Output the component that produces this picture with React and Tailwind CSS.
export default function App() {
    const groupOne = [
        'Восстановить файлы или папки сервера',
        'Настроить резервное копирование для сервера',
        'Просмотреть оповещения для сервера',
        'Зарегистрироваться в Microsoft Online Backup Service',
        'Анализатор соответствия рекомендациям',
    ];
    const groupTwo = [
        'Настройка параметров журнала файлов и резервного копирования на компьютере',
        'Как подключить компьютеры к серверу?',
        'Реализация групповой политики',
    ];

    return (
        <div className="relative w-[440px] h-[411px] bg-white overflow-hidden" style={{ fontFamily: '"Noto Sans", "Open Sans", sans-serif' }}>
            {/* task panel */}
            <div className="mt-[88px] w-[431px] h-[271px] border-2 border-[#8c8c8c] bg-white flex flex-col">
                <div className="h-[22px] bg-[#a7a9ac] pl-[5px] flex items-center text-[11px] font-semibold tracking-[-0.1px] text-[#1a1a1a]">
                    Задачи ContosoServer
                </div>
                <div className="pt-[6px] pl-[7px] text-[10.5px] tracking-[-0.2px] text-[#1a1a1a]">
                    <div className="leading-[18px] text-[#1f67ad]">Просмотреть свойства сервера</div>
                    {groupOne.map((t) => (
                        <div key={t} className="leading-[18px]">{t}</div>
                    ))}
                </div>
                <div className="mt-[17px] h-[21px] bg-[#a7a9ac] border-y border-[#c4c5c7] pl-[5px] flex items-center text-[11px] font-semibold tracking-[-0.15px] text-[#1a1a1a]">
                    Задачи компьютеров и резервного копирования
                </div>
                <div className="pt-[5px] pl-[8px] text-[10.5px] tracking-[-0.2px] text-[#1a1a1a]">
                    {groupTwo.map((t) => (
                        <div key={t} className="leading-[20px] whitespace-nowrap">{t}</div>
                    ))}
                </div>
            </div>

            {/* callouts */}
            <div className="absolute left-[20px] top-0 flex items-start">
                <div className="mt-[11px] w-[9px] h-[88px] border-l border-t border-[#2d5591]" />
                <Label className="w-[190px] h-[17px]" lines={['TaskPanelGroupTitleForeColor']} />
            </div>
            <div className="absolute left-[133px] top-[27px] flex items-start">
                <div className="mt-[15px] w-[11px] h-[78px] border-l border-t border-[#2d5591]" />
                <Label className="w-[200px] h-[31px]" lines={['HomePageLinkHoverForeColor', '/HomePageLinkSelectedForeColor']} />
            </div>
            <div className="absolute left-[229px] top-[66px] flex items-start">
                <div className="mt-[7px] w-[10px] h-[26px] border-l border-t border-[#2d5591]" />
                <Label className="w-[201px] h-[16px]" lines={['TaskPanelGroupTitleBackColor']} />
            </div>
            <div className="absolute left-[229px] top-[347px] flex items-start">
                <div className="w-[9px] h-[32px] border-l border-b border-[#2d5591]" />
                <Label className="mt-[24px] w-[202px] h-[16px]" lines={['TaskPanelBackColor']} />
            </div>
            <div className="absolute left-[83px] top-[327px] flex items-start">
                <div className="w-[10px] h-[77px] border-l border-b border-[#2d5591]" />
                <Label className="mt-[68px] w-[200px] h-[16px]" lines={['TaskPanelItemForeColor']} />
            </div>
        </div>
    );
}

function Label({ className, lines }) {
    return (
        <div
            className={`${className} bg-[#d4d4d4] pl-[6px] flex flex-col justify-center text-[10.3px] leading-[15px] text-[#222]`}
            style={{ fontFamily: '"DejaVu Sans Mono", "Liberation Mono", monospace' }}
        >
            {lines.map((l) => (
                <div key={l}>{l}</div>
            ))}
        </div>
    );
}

#### Given problem
Each line above must be printed exactly as it appears.

#### Right answer
Output the component that produces this picture with React and Tailwind CSS.
export default function App() {
    const groupOne = [
        'Восстановить файлы или папки сервера',
        'Настроить резервное копирование для сервера',
        'Просмотреть оповещения для сервера',
        'Зарегистрироваться в Microsoft Online Backup Service',
        'Анализатор соответствия рекомендациям',
    ];
    const groupTwo = [
        'Настройка параметров журнала файлов и резервного копирования на компьютере',
        'Как подключить компьютеры к серверу?',
        'Реализация групповой политики',
    ];

    return (
        <div className="relative w-[440px] h-[411px] bg-white overflow-hidden" style={{ fontFamily: '"Noto Sans", "Open Sans", sans-serif' }}>
            {/* task panel */}
            <div className="mt-[88px] w-[431px] h-[271px] border-2 border-[#8c8c8c] bg-white flex flex-col">
                <div className="h-[22px] bg-[#a7a9ac] pl-[5px] flex items-center text-[11px] font-semibold tracking-[-0.1px] text-[#1a1a1a]">
                    Задачи ContosoServer
                </div>
                <div className="pt-[6px] pl-[7px] text-[10.5px] tracking-[-0.2px] text-[#1a1a1a]">
                    <div className="leading-[18px] text-[#1f67ad]">Просмотреть свойства сервера</div>
                    {groupOne.map((t) => (
                        <div key={t} className="leading-[18px]">{t}</div>
                    ))}
                </div>
                <div className="mt-[17px] h-[21px] bg-[#a7a9ac] border-y border-[#c4c5c7] pl-[5px] flex items-center text-[11px] font-semibold tracking-[-0.15px] text-[#1a1a1a]">
                    Задачи компьютеров и резервного копирования
                </div>
                <div className="pt-[5px] pl-[8px] text-[10.5px] tracking-[-0.2px] text-[#1a1a1a]">
                    {groupTwo.map((t) => (
                        <div key={t} className="leading-[20px] whitespace-nowrap">{t}</div>
                    ))}
                </div>
            </div>

            {/* callouts */}
            <div className="absolute left-[20px] top-0 flex items-start">
                <div className="mt-[11px] w-[9px] h-[88px] border-l border-t border-[#2d5591]" />
                <Label className="w-[190px] h-[17px]" lines={['TaskPanelGroupTitleForeColor']} />
            </div>
            <div className="absolute left-[133px] top-[27px] flex items-start">
                <div className="mt-[15px] w-[11px] h-[78px] border-l border-t border-[#2d5591]" />
                <Label className="w-[200px] h-[31px]" lines={['HomePageLinkHoverForeColor', '/HomePageLinkSelectedForeColor']} />
            </div>
            <div className="absolute left-[229px] top-[66px] flex items-start">
                <div className="mt-[7px] w-[10px] h-[26px] border-l border-t border-[#2d5591]" />
                <Label className="w-[201px] h-[16px]" lines={['TaskPanelGroupTitleBackColor']} />
            </div>
            <div className="absolute left-[229px] top-[347px] flex items-start">
                <div className="w-[9px] h-[32px] border-l border-b border-[#2d5591]" />
                <Label className="mt-[24px] w-[202px] h-[16px]" lines={['TaskPanelBackColor']} />
            </div>
            <div className="absolute left-[83px] top-[327px] flex items-start">
                <div className="w-[10px] h-[77px] border-l border-b border-[#2d5591]" />
                <Label className="mt-[68px] w-[200px] h-[16px]" lines={['TaskPanelItemForeColor']} />
            </div>
        </div>
    );
}

function Label({ className, lines }) {
    return (
        <div
            className={`${className} bg-[#d4d4d4] pl-[6px] flex flex-col justify-center text-[10.3px] leading-[15px] text-[#222]`}
            style={{ fontFamily: '"DejaVu Sans Mono", "Liberation Mono", monospace' }}
        >
            {lines.map((l) => (
                <div key={l}>{l}</div>
            ))}
        </div>
    );
}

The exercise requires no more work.